In 2013, the Boston Police Department raised similar concerns when city management installed GPS in police cruisers. The ACLU also objected to the deployment of GPS in government vehicles, and called for greater efforts to protect all state residents, whether private or public, from “warrantless location tracking.” But the use of GPS in city police cruisers moved ahead and no problems ever surfaced with anyone hacking into the devices, the city’s police union president told the Globe

A long history of squabbles

In 1999, the San Diego County government decided to outsource its entire IT operation to the private sector. At the time, it was one of the biggest IT outsourcing contracts in state and local government. Even though the 200 county IT workers weren’t unionized, organized labor pushed hard against the initiative. Eventually, county managed to outsource its IT, but only a few local or state governments have followed the San Diego's path. 
 
How much of a factor union pressure has played in dampening any initiatives to outsource entire IT operations is hard to say. In the few other places where it has been done — Georgia, Texas, Virginia — problems have followed, but evidence points to poor execution, difficulties with delivering services by the private firm and other factors, not union resistance.
 
While IT outsourcing has been a major target of unions, they have also turned their attention to possible job loss from automation as the use of technology has spread throughout state and local government. It’s not a surprise, of course, since the primary mission of unions is to protect workers. Yet job loss didn’t happen during a surge in public-sector technology investments over several decades. Quite the opposite, in fact. For example, the number of state government workers grew steadily from 1960 until the Great Recession of 2008, when it started to plateau; during this time of job growth, states poured billions of dollars into information technology systems. 
 
Since the recession, a large number of jobs have disappeared at the local level, yet there’s little evidence that technology has helped to erase those jobs permanently. In 2015, total local government employment remained about a half-million below its peak in 2008. While a number of factors explain why those jobs haven’t returned, there’s no proof that information technology and automation were the reason they went away and have not returned.

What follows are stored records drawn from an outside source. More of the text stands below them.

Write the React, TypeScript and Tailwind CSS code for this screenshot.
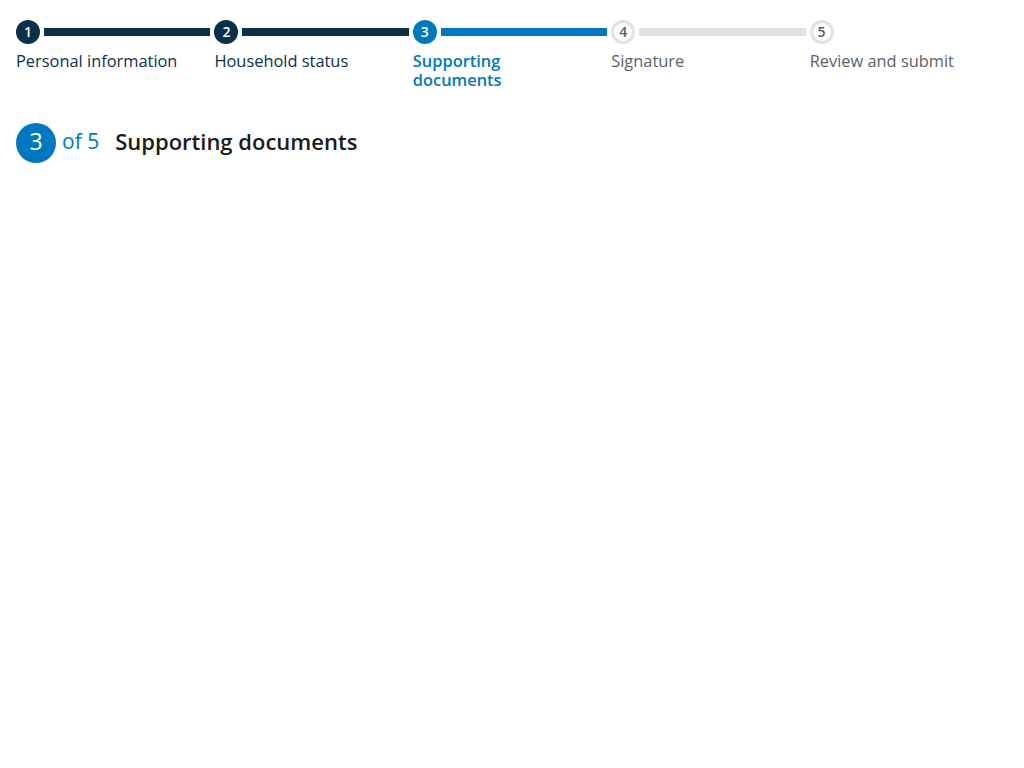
import React from "react";

type Status = "complete" | "current" | "upcoming";

const steps: { label: string; status: Status }[] = [
  { label: "Personal information", status: "complete" },
  { label: "Household status", status: "complete" },
  { label: "Supporting documents", status: "current" },
  { label: "Signature", status: "upcoming" },
  { label: "Review and submit", status: "upcoming" },
];

function Step({ index, label, status, last }: { index: number; label: string; status: Status; last: boolean }) {
  const circle =
    status === "complete"
      ? "bg-[#0b3049] text-white"
      : status === "current"
      ? "bg-[#0078c0] text-white"
      : "bg-white text-[#565c65] border-[3px] border-[#dfe1e2]";
  const line =
    status === "complete" ? "bg-[#0b3049]" : status === "current" ? "bg-[#0078c0]" : "bg-[#dfe1e2]";
  const text =
    status === "complete"
      ? "text-[#0b3049]"
      : status === "current"
      ? "text-[#0078c0] font-semibold"
      : "text-[#5c6068]";

  return (
    <li className="flex-1 min-w-0">
      <div className="flex items-center h-6">
        <span
          className={`w-6 h-6 shrink-0 rounded-full flex items-center justify-center text-[14px] font-semibold leading-none ${circle}`}
        >
          {index}
        </span>
        {!last && <span className={`flex-1 h-2 ml-1 mr-1 ${line}`} />}
      </div>
      <div className={`mt-[7px] pr-8 text-[16.4px] leading-[19px] ${text}`}>{label}</div>
    </li>
  );
}

export default function App() {
  return (
    <div className="min-h-screen bg-white px-4 pt-5" style={{ fontFamily: '"Open Sans", sans-serif' }}>
      <ol className="flex">
        {steps.map((s, i) => (
          <Step key={s.label} index={i + 1} label={s.label} status={s.status} last={i === steps.length - 1} />
        ))}
      </ol>
      <div className="mt-[34px] flex items-center">
        <span className="w-10 h-10 pb-[3px] rounded-full bg-[#0078c0] text-white flex items-center justify-center text-[23px] leading-none">
          3
        </span>
        <span className="ml-[6px] mb-[2px] text-[#0078c0] text-[21px]">of 5</span>
        <h2 className="ml-[16px] mb-1 text-[22px] font-semibold text-[#1b1b1b]">Supporting documents</h2>
      </div>
    </div>
  );
}
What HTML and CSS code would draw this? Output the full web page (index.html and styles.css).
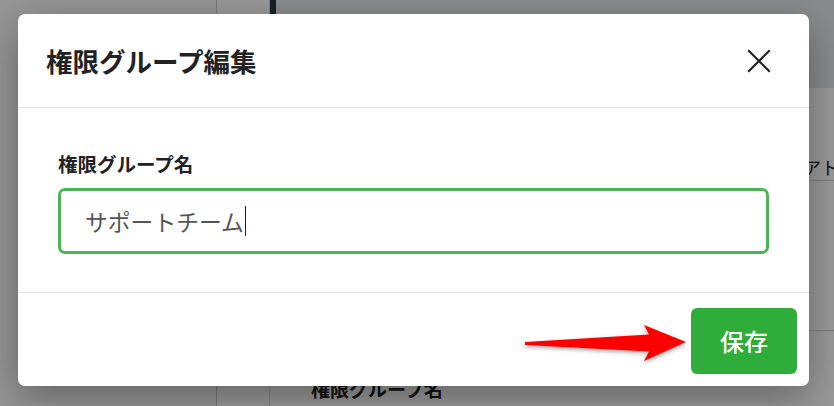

Today transparency, tomorrow AI

As Massachusetts is finding out, today’s technology flashpoint with unions is around transparency. State and local governments are increasing the use of GPS in their fleets to improve performance, worker safety and to provide the public with accurate information about vehicle location. Think of the number of local government websites that now provide snowplowing updates in real time. But unions have argued that the devices intrude on worker privacy, sow distrust between labor and management, and that the technology isn’t worth the investment.
 
The number of body cameras in use by the police has exploded in recent years, all in an effort to increase transparency and to boost public trust in law enforcement. But body cameras are not universal. Police unions have raised concerns and have slowed their deployment in some communities. Union leaders in El Paso, Texas, have said they don’t oppose body cameras, but insist that management takes its time working out the details of how they will be used and how to pay for them. Similar issues have been raised by police unions in other cities.
 
Today’s newest technology has triggered another wave of angst that could become a union battleground. Artificial intelligence has been hyped as a technology that will finally strip out the mundane work that remains in the public sector, while making services and internal operations far more efficient. Reports on the future of AI, including one that forecast the technology could automate up to 30 percent of the tasks currently performed by government workers, have triggered alarms that AI could become the ultimate job killer.
 
Cooler heads have been more pragmatic about AI’s impact on the future workforce. Robert Atkinson, president of the Information Technology and Innovation Foundation, has said the next technology wave will not lead to above average unemployment or the demise of work as we know it. Rather than panic about the technology, policy makers need to take steps to support AI for its ability to boost productivity and per-capita income overall. He specifically calls for more AI in state government operations.
 
Will unions resist AI? Or will they support it but ask the kinds of questions to ensure the technology is deployed properly and with safeguards to ensure it’s not used to cut costs but improve society? That would be the correct call.